White. Educated. Middle class. Employed. Christian. American. Cisgender. Male. Heterosexual. Those are all privileges I’ve enjoyed at one point in my life or another. And there are privileges I never enjoyed– I was never very masculine so I did not receive cisgender and heterosexual privileges from my peers. Instead, I got teased for being a faggot. There are probably hundreds of blogs on the internet where people are bitching about their crappy childhoods, so I doubt that is particularly shocking, and besides, I don’t want you to think that I’m trying to say “oh, poor me,” because I’m not.

I bring that up because I think everyone wonders what life might be like if things had been different; among trans people, everyone always asks one another some variant of the following question: if you could take a magic pill and wake up tomorrow, and the GID would be gone, completely erased, and you never experienced it, and you could be a happy cisgender boy, would you do it? A lot of us—being trans as children, growing up and not knowing we could do anything about it, dealing with the depression and the misery—would love to erase large portions of our pasts, but when you really start thinking about what that would mean, the magic pill is really just another form of suicide, it’s another way of killing myself, but pretending that I’m doing something good instead.

When I think about how different my life (and as a result, I) might have been had I never had GID, I shudder to think about what an asshole I might be. If there was no check to my privilege, nothing I lacked, would I just walk all over everyone? How could that even remotely be a good thing? Now that I’ve spent some time in a transgender identity, I realize I’d rather be trans and be permanently regarded as less-than rather than take my place as the asshole I didn’t become.

I recently got involved in a discussion elsewhere about whether MtF trans people are recipients of male privilege. Most trans women used to benefit from male privilege, but they probably don’t anymore, assuming they have transitioned at least partway.

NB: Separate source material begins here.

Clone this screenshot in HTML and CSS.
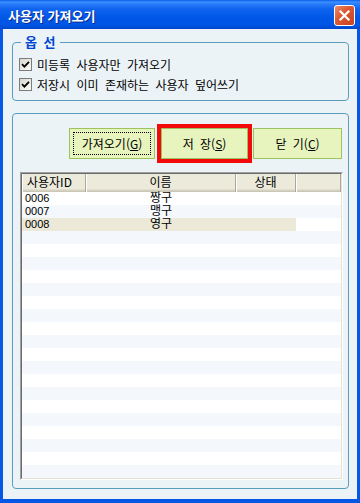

I mean to say that if you have a woman’s name, and your driver’s license says that you’re female, and you sound like a female when you’re speaking on the phone, and people call you ma’am more than they call you sir, you probably don’t benefit from male privilege anymore.

A trans woman can still benefit from the effects of male privilege she received earlier in life: as a male she may have received additional help or encouragement in science and math while in school; been encouraged to be more athletic, which may have helped earn a college scholarship. On the job, she’d probably earn 20% more than her fellow cisgender female alumni , and she’d probably stay at least that far ahead every year until transition. In fact, even after transition, she’d probably still be ahead of their cisgender female colleagues.

Despite the accumulated benefits of male privilege that many of us enjoy, we do not receive that preferential treatment any longer—trans women are often treated as less than second class citizens. The fact that we used to be treated like human beings and now get treated like less than animals makes us very interested in fighting back, especially through women’s and gay rights groups. The unfortunate part is that cis women tend to forget they have very natural allies in us, forgetting that their struggle has becomes ours, as well. We will never have it as tough as they do because of the male privilege we’ve already accumulated, but we do understand something about the here and now. One of our strengths, if we want to call it that, is that we’ve experienced firsthand how people get treated on both sides of the gender divide, and we know that it’s bullshit. I do not, for example, consider myself to be a second class citizen. In that sense, I am a feminist: as a woman, I am not worth less than I was as a man, and I resent the implication that a person is somehow more or less valuable simply because of their sex.